Obrigado pela mensagem! Ela significa bastante para mim.
Forte abraço do
René
Quiénes son los intérpretes de la obra de Schubert, archivo misterioso planteado como un deafío? No pude resolverlo yo. Muchas gracias! Excelente blog! Felicitaciones!
Olá, Juan José!
Obrigado por sua mensagem!
Não esperava manter este ‘segredo’ por tanto tempo, mas outras coisas surgiram…
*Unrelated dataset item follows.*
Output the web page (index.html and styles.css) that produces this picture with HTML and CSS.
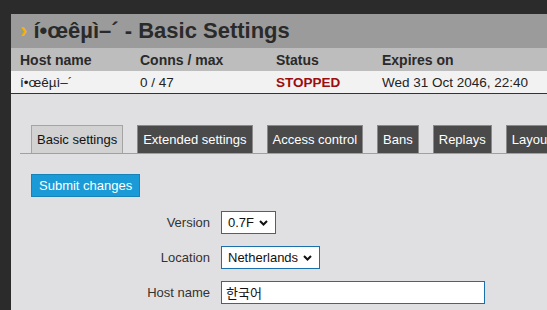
FILE: index.html
```html
<!DOCTYPE html>
<html lang="en">
<head>
    <meta charset="UTF-8">
    <title>Basic Settings</title>
    <link rel="stylesheet" href="styles.css">
</head>
<body>
    <div class="page">
        <div class="panel">
            <h1 class="title"><span class="arrow">›</span> í•œêµì–´ - Basic Settings</h1>
            <table class="host-table">
                <tr>
                    <th class="col-name">Host name</th>
                    <th class="col-conns">Conns / max</th>
                    <th class="col-status">Status</th>
                    <th>Expires on</th>
                </tr>
                <tr>
                    <td>í•œêµì–´</td>
                    <td>0 / 47</td>
                    <td class="stopped">STOPPED</td>
                    <td>Wed 31 Oct 2046, 22:40</td>
                </tr>
            </table>

            <div class="content">
                <div class="tabs">
                    <span class="tab active">Basic settings</span>
                    <span class="tab">Extended settings</span>
                    <span class="tab">Access control</span>
                    <span class="tab">Bans</span>
                    <span class="tab">Replays</span>
                    <span class="tab">Layout</span>
                </div>

                <button class="submit">Submit changes</button>

                <div class="form">
                    <label>Version</label>
                    <div class="select">
                        <select><option>0.7F</option></select>
                        <svg width="9" height="6" viewBox="0 0 9 6"><path d="M1 1l3.5 3.5L8 1" fill="none" stroke="#111" stroke-width="2"/></svg>
                    </div>

                    <label>Location</label>
                    <div class="select">
                        <select><option>Netherlands</option></select>
                        <svg width="9" height="6" viewBox="0 0 9 6"><path d="M1 1l3.5 3.5L8 1" fill="none" stroke="#111" stroke-width="2"/></svg>
                    </div>

                    <label>Host name</label>
                    <input type="text" class="text-input" value="한국어">
                </div>
            </div>
        </div>
    </div>
</body>
</html>
```

FILE: styles.css
```css
body {
    margin: 0;
    background-color: #2b2b2b;
    font-family: "Liberation Sans", Arial, "Noto Sans CJK KR", sans-serif;
    overflow: hidden;
}

.page {
    padding: 14px 0 0 11px;
}

.panel {
    background: #e0e0e2;
    height: 296px;
    width: 560px;
    overflow: hidden;
}

.title {
    margin: 0;
    height: 34px;
    line-height: 34px;
    padding-left: 9px;
    background: #9b9b9b;
    color: #2a2a2a;
    font-size: 22px;
    font-weight: bold;
    white-space: nowrap;
}

.title .arrow {
    color: #f2b300;
}

.host-table {
    width: 100%;
    border-collapse: collapse;
    font-size: 14px;
}

.host-table th {
    background: #bdbdbd;
    color: #2a2a2a;
    text-align: left;
    height: 23px;
    padding: 0 9px;
}

.host-table td {
    background: #f2f2f2;
    color: #222;
    height: 22px;
    padding: 0 9px;
    font-size: 13.5px;
    border-bottom: 1px solid #333;
}

.col-name { width: 102px; }
.col-conns { width: 118px; }
.col-status { width: 88px; }

.host-table .stopped {
    color: #9c0d0d;
    font-weight: bold;
}

.content {
    padding: 31px 0 0 9px;
}

.tabs {
    display: flex;
    gap: 14px;
    padding-left: 11px;
    border-bottom: 1px solid #a0a0a0;
    white-space: nowrap;
}

.tab {
    flex-shrink: 0;
    height: 27px;
    line-height: 27px;
    padding: 0 5px;
    font-size: 13px;
    background: #4a4a4a;
    color: #fff;
    border: 1px solid #8a8a8a;
    border-bottom: none;
}

.tab.active {
    background: #d2d2d2;
    color: #111;
    border-color: #a4a4a4;
}

.submit {
    display: block;
    margin: 20px 0 0 11px;
    height: 23px;
    padding: 0 7px;
    font-family: inherit;
    font-size: 13px;
    color: #fff;
    background: #1a9ad6;
    border: 1px solid #1684b8;
}

.form {
    display: grid;
    grid-template-columns: 190px auto;
    column-gap: 11px;
    row-gap: 12px;
    margin-top: 14px;
    justify-items: start;
    align-items: center;
}

.form label {
    justify-self: end;
    font-size: 13px;
    color: #333;
}

.select {
    display: flex;
    align-items: center;
    height: 21px;
    padding: 0 7px 0 6px;
    gap: 4px;
    background: #fff;
    border: 1px solid #1a70ac;
}

.select select {
    appearance: none;
    border: none;
    background: none;
    padding: 0;
    margin: 0;
    font-family: inherit;
    font-size: 13px;
    color: #111;
}

.text-input {
    width: 254px;
    height: 21px;
    padding: 0 4px;
    margin: 0;
    border: 1px solid #1a70ac;
    font-family: "Liberation Sans", "Noto Sans CJK KR", sans-serif;
    font-size: 13px;
    color: #111;
}
```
Assim que editar a postagem com a revelação, avisarei!
Forte abraços do
René
Olá, Juan!
O segredo foi revelado… Basta revisitar a postagem!
Forte abraço do
René
Bom Dia. Eu também ficaria muito interessado se você revelar os artistas da versão desafio para nós. Já estamos no dia 16/06/2021 e ainda não consegui descobri-los … Tire esse fardo de mim para que eu possa voltar a dormir uma noite … Muito obrigado desde já.
Olá, Javier!
Pode deixar de lado o chá de mulungu… seu sono estará de volta!
O segredo foi revelado!
Basta visitar a postagem!
Abraços do
René
Muito obrigado, depois de uma boa noite de sono.
Não conhecia nenhum dos artistas, mas é claro que tenho que continuar suas carreiras.
Chego atrasado, porém muito grato, nessa postagem.
Obrigado pelo texto, pelos arquivos e pelo trabalho de vocês.